Parmi les restaurants cashers du Marais, le succès de l’As est surprenant. Accueillant autrefois des milliers de juifs ashkénazes, le Marais, dans le 4e arrondissement, comptait à cette époque des dizaines de restaurants et de magasins cashers. Pendant les années 1970, la plupart des habitants et des commerces juifs sont partis, encaissant les prix en hausse de l’immobilier. Ils ont été remplacés par des magasins non cashers qui peuvent tirer un plus grand profit du flot constant de touristes, en partie parce qu’ils restent ouverts à Shabbat.
L’un des restaurants s’accrochant à peine est Pizza Kosher, possédé par Moshe Benjamin Engelberg, qui est majoritairement apprécié pour ses pizzas à pâte très fine. Comme beaucoup de vendeurs de nourriture juive dans le Marais, Engelberg a déclaré qu’il compte énormément sur les touristes israéliens et américains.
« Peu de juifs français vivent ici, a-t-il dit. Ce n’est pas comme quand j’étais jeune homme et qu’il y avait quatre restaurants cashers à chaque coin. »

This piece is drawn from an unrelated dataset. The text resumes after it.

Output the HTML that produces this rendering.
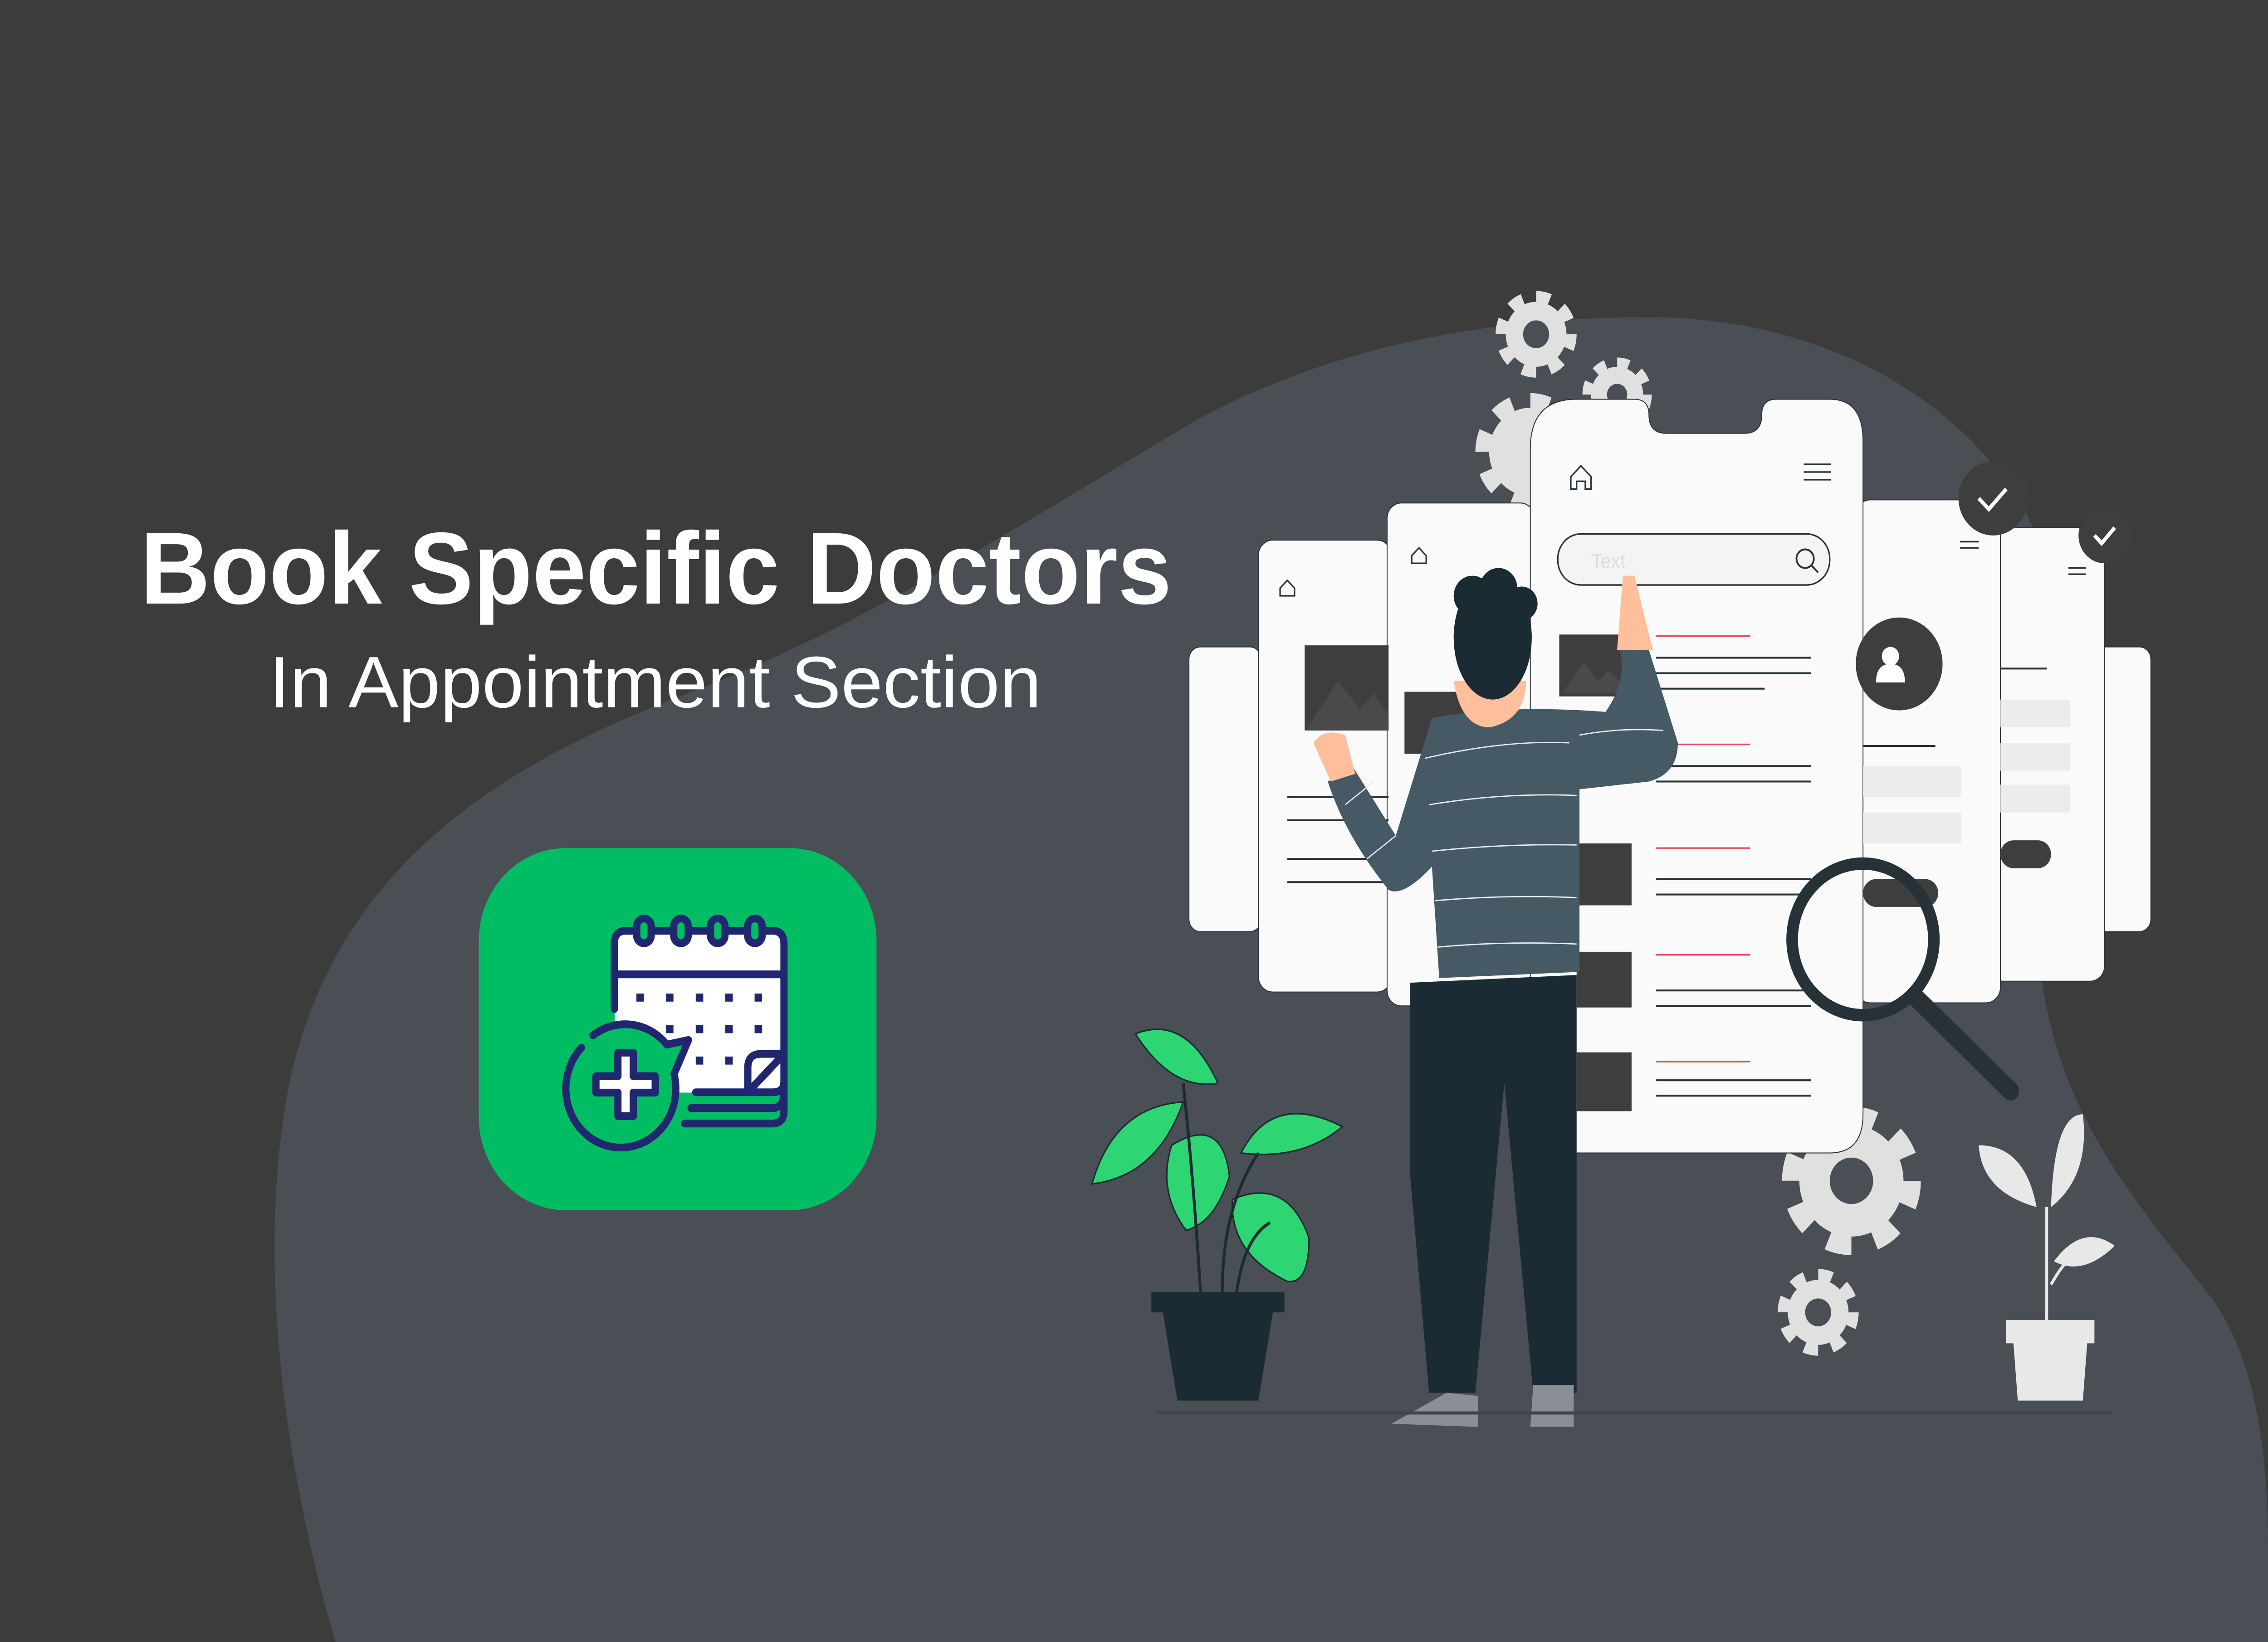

Mais l’As du Falafel et Mi-Va-Mi ont leurs réguliers parisiens qui ne jurent que par eux. Un amoureux de l’As a déclaré qu’il y avait « plus d’atmosphère », et un partisan de Mi-Va-Mi que son falafel « est plus léger et plus moelleux que celui de l’As. »

Pendant le coup de feu du déjeuner, des placeurs rejoignent Peretz sur le trottoir et distribuent des numéros. Et les jours particulièrement bondés, ils prennent en avance le paiement des clients qui font toujours la queue. Seuls les personnes handicapées ou âgées sont autorisées à attendre à l’intérieur, à l’abri du soleil ou de la pluie, que leur numéro soit appelé.
Les murs du restaurant bondé portent les photos des célébrités venues à l’As. La liste comprend Lenny Kravitz, Benjamin Netanyahu, et Natalie Portman, ancienne habituée, qui vient toujours quand elle est à Paris avec Benjamin Millepied, son mari français.
A l’intérieur de l’As, on trouve 12 à 15 tables, si proches les unes des autres que les serveurs doivent lever les bras pour passer entre elles. L’addition arrive sans être demandée après 20 minutes. Et, de manière surprenante pour un restaurant français, on ne propose ni dessert ni café.
« Tout ce cirque est en fait assez agaçant », a déclaré Henry Sultan, juif parisien venu à l’As avec sa mère de 75 ans, Eugénie. « Mais ma mère dit que c’est le meilleur, et le plus propre parce qu’il est casher, donc on supporte. »
A Mi-Va-Mi, l’atmosphère est fondamentalement différente. Ouaknine, femme à la voix douce et légèrement introvertie, explique patiemment à un client pourquoi certains falafels sont verts à l’intérieur – la variété libanaise, la spécialité de Mi-Va-Mi – et pourquoi d’autres, comme les égyptiens, sont jaunes, comme à l’As.
« Le nôtre a une atmosphère familiale, et nous resterons ici tant qu’il y aura de la demande pour ça », a-t-elle souligné.